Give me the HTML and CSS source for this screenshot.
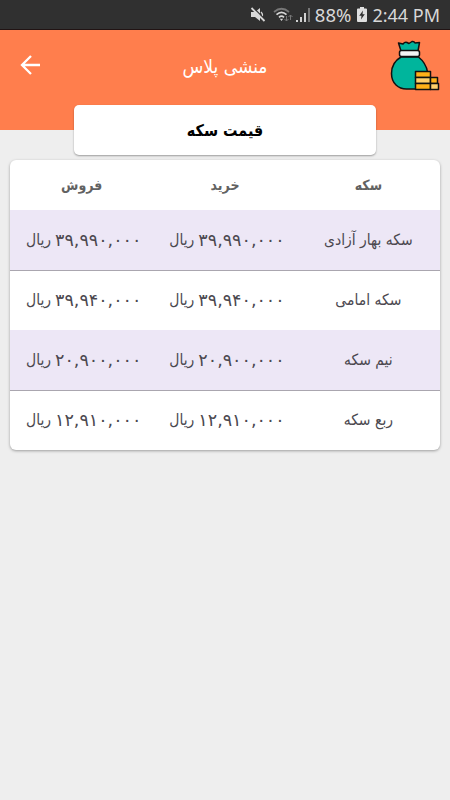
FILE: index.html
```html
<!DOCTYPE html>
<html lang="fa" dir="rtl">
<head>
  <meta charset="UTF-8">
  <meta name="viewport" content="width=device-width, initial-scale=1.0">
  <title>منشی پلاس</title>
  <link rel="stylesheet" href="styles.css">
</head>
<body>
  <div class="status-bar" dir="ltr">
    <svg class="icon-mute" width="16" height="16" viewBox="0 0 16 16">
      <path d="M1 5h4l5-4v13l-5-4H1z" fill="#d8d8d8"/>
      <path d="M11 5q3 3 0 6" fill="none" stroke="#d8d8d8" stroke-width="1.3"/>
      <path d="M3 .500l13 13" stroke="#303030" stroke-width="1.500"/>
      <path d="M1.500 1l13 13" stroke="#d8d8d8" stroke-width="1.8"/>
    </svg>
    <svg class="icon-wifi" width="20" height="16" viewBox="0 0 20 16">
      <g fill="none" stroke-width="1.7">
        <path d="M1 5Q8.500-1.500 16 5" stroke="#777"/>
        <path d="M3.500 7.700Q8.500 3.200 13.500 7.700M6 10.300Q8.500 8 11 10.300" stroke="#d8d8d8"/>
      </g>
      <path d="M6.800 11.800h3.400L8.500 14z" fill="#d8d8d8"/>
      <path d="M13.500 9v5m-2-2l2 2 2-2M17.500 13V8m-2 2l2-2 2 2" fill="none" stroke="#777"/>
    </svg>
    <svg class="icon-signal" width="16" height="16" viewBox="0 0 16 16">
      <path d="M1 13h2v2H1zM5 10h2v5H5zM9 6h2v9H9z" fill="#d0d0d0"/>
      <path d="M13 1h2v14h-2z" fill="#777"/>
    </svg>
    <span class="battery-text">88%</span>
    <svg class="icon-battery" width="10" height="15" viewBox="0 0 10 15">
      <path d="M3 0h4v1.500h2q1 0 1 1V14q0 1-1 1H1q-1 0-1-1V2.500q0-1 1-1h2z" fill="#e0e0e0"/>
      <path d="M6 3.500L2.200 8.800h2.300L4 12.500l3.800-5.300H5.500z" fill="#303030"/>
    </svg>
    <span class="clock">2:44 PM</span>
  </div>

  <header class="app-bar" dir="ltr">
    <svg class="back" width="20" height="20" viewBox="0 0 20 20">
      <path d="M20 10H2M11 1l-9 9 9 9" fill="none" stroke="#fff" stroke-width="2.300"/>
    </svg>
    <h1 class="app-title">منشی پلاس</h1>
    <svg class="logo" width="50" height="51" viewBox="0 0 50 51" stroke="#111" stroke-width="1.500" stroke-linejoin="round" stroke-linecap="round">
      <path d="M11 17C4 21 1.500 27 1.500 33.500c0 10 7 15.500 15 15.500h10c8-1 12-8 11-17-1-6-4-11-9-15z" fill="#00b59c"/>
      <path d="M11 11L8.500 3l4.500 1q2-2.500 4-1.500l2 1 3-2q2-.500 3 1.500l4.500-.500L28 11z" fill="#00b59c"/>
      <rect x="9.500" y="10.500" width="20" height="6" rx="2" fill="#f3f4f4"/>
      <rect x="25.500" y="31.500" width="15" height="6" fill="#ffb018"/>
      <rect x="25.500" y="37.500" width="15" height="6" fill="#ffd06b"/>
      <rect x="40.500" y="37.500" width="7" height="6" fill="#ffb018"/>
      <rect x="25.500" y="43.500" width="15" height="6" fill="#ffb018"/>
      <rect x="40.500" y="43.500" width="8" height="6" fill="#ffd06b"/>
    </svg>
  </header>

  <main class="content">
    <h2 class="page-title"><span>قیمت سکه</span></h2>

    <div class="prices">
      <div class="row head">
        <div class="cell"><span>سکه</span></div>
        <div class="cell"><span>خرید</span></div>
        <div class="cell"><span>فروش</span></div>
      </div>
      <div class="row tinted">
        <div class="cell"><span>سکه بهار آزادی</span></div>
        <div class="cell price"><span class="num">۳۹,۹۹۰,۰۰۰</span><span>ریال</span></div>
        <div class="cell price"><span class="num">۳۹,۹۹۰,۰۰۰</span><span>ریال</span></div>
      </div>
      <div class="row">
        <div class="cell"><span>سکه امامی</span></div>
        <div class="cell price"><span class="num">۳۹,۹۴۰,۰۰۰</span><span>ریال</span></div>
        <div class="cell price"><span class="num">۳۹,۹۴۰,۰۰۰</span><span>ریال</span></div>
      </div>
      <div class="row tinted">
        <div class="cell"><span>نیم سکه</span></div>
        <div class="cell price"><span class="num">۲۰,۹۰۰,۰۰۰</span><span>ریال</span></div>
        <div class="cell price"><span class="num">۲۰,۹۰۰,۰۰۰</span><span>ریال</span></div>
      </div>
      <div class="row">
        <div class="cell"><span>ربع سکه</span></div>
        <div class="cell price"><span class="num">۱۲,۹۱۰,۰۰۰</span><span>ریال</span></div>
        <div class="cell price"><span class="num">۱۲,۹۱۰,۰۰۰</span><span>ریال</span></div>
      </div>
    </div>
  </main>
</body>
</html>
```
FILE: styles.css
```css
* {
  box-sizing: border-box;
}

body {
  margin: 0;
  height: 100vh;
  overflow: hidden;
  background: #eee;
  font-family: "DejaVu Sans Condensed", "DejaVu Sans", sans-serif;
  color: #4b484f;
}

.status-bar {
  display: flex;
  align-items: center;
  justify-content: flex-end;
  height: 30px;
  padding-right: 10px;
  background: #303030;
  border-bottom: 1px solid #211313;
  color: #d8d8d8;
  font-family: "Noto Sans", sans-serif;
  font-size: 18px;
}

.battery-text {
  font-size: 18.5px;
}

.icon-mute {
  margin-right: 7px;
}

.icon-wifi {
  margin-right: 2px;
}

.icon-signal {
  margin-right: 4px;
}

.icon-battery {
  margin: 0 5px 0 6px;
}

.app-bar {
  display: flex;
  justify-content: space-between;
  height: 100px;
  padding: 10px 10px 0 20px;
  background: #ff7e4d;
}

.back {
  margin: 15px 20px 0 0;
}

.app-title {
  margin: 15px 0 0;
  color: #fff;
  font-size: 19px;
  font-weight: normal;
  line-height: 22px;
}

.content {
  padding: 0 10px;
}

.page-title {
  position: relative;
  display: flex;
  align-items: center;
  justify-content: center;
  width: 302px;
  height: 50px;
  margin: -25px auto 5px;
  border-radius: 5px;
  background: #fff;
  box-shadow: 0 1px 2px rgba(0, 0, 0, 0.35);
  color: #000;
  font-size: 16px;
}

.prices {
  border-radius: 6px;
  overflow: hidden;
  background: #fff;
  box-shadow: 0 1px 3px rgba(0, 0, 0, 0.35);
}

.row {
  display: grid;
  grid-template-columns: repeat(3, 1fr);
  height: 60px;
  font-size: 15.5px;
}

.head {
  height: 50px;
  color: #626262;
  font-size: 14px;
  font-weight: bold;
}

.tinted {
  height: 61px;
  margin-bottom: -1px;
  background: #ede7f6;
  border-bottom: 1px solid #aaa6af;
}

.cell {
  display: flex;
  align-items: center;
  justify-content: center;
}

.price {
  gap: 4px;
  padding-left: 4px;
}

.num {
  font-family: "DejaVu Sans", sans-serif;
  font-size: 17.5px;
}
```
***
## What needs to be done
Write out the listing word for word, omitting the pictures it holds.

## Response for this exercise
Give me the HTML and CSS source for this screenshot.
FILE: index.html
```html
<!DOCTYPE html>
<html lang="fa" dir="rtl">
<head>
  <meta charset="UTF-8">
  <meta name="viewport" content="width=device-width, initial-scale=1.0">
  <title>منشی پلاس</title>
  <link rel="stylesheet" href="styles.css">
</head>
<body>
  <div class="status-bar" dir="ltr">
    <svg class="icon-mute" width="16" height="16" viewBox="0 0 16 16">
      <path d="M1 5h4l5-4v13l-5-4H1z" fill="#d8d8d8"/>
      <path d="M11 5q3 3 0 6" fill="none" stroke="#d8d8d8" stroke-width="1.3"/>
      <path d="M3 .500l13 13" stroke="#303030" stroke-width="1.500"/>
      <path d="M1.500 1l13 13" stroke="#d8d8d8" stroke-width="1.8"/>
    </svg>
    <svg class="icon-wifi" width="20" height="16" viewBox="0 0 20 16">
      <g fill="none" stroke-width="1.7">
        <path d="M1 5Q8.500-1.500 16 5" stroke="#777"/>
        <path d="M3.500 7.700Q8.500 3.200 13.500 7.700M6 10.300Q8.500 8 11 10.300" stroke="#d8d8d8"/>
      </g>
      <path d="M6.800 11.800h3.400L8.500 14z" fill="#d8d8d8"/>
      <path d="M13.500 9v5m-2-2l2 2 2-2M17.500 13V8m-2 2l2-2 2 2" fill="none" stroke="#777"/>
    </svg>
    <svg class="icon-signal" width="16" height="16" viewBox="0 0 16 16">
      <path d="M1 13h2v2H1zM5 10h2v5H5zM9 6h2v9H9z" fill="#d0d0d0"/>
      <path d="M13 1h2v14h-2z" fill="#777"/>
    </svg>
    <span class="battery-text">88%</span>
    <svg class="icon-battery" width="10" height="15" viewBox="0 0 10 15">
      <path d="M3 0h4v1.500h2q1 0 1 1V14q0 1-1 1H1q-1 0-1-1V2.500q0-1 1-1h2z" fill="#e0e0e0"/>
      <path d="M6 3.500L2.200 8.800h2.300L4 12.500l3.800-5.300H5.500z" fill="#303030"/>
    </svg>
    <span class="clock">2:44 PM</span>
  </div>

  <header class="app-bar" dir="ltr">
    <svg class="back" width="20" height="20" viewBox="0 0 20 20">
      <path d="M20 10H2M11 1l-9 9 9 9" fill="none" stroke="#fff" stroke-width="2.300"/>
    </svg>
    <h1 class="app-title">منشی پلاس</h1>
    <svg class="logo" width="50" height="51" viewBox="0 0 50 51" stroke="#111" stroke-width="1.500" stroke-linejoin="round" stroke-linecap="round">
      <path d="M11 17C4 21 1.500 27 1.500 33.500c0 10 7 15.500 15 15.500h10c8-1 12-8 11-17-1-6-4-11-9-15z" fill="#00b59c"/>
      <path d="M11 11L8.500 3l4.500 1q2-2.500 4-1.500l2 1 3-2q2-.500 3 1.500l4.500-.500L28 11z" fill="#00b59c"/>
      <rect x="9.500" y="10.500" width="20" height="6" rx="2" fill="#f3f4f4"/>
      <rect x="25.500" y="31.500" width="15" height="6" fill="#ffb018"/>
      <rect x="25.500" y="37.500" width="15" height="6" fill="#ffd06b"/>
      <rect x="40.500" y="37.500" width="7" height="6" fill="#ffb018"/>
      <rect x="25.500" y="43.500" width="15" height="6" fill="#ffb018"/>
      <rect x="40.500" y="43.500" width="8" height="6" fill="#ffd06b"/>
    </svg>
  </header>

  <main class="content">
    <h2 class="page-title"><span>قیمت سکه</span></h2>

    <div class="prices">
      <div class="row head">
        <div class="cell"><span>سکه</span></div>
        <div class="cell"><span>خرید</span></div>
        <div class="cell"><span>فروش</span></div>
      </div>
      <div class="row tinted">
        <div class="cell"><span>سکه بهار آزادی</span></div>
        <div class="cell price"><span class="num">۳۹,۹۹۰,۰۰۰</span><span>ریال</span></div>
        <div class="cell price"><span class="num">۳۹,۹۹۰,۰۰۰</span><span>ریال</span></div>
      </div>
      <div class="row">
        <div class="cell"><span>سکه امامی</span></div>
        <div class="cell price"><span class="num">۳۹,۹۴۰,۰۰۰</span><span>ریال</span></div>
        <div class="cell price"><span class="num">۳۹,۹۴۰,۰۰۰</span><span>ریال</span></div>
      </div>
      <div class="row tinted">
        <div class="cell"><span>نیم سکه</span></div>
        <div class="cell price"><span class="num">۲۰,۹۰۰,۰۰۰</span><span>ریال</span></div>
        <div class="cell price"><span class="num">۲۰,۹۰۰,۰۰۰</span><span>ریال</span></div>
      </div>
      <div class="row">
        <div class="cell"><span>ربع سکه</span></div>
        <div class="cell price"><span class="num">۱۲,۹۱۰,۰۰۰</span><span>ریال</span></div>
        <div class="cell price"><span class="num">۱۲,۹۱۰,۰۰۰</span><span>ریال</span></div>
      </div>
    </div>
  </main>
</body>
</html>
```
FILE: styles.css
```css
* {
  box-sizing: border-box;
}

body {
  margin: 0;
  height: 100vh;
  overflow: hidden;
  background: #eee;
  font-family: "DejaVu Sans Condensed", "DejaVu Sans", sans-serif;
  color: #4b484f;
}

.status-bar {
  display: flex;
  align-items: center;
  justify-content: flex-end;
  height: 30px;
  padding-right: 10px;
  background: #303030;
  border-bottom: 1px solid #211313;
  color: #d8d8d8;
  font-family: "Noto Sans", sans-serif;
  font-size: 18px;
}

.battery-text {
  font-size: 18.5px;
}

.icon-mute {
  margin-right: 7px;
}

.icon-wifi {
  margin-right: 2px;
}

.icon-signal {
  margin-right: 4px;
}

.icon-battery {
  margin: 0 5px 0 6px;
}

.app-bar {
  display: flex;
  justify-content: space-between;
  height: 100px;
  padding: 10px 10px 0 20px;
  background: #ff7e4d;
}

.back {
  margin: 15px 20px 0 0;
}

.app-title {
  margin: 15px 0 0;
  color: #fff;
  font-size: 19px;
  font-weight: normal;
  line-height: 22px;
}

.content {
  padding: 0 10px;
}

.page-title {
  position: relative;
  display: flex;
  align-items: center;
  justify-content: center;
  width: 302px;
  height: 50px;
  margin: -25px auto 5px;
  border-radius: 5px;
  background: #fff;
  box-shadow: 0 1px 2px rgba(0, 0, 0, 0.35);
  color: #000;
  font-size: 16px;
}

.prices {
  border-radius: 6px;
  overflow: hidden;
  background: #fff;
  box-shadow: 0 1px 3px rgba(0, 0, 0, 0.35);
}

.row {
  display: grid;
  grid-template-columns: repeat(3, 1fr);
  height: 60px;
  font-size: 15.5px;
}

.head {
  height: 50px;
  color: #626262;
  font-size: 14px;
  font-weight: bold;
}

.tinted {
  height: 61px;
  margin-bottom: -1px;
  background: #ede7f6;
  border-bottom: 1px solid #aaa6af;
}

.cell {
  display: flex;
  align-items: center;
  justify-content: center;
}

.price {
  gap: 4px;
  padding-left: 4px;
}

.num {
  font-family: "DejaVu Sans", sans-serif;
  font-size: 17.5px;
}
```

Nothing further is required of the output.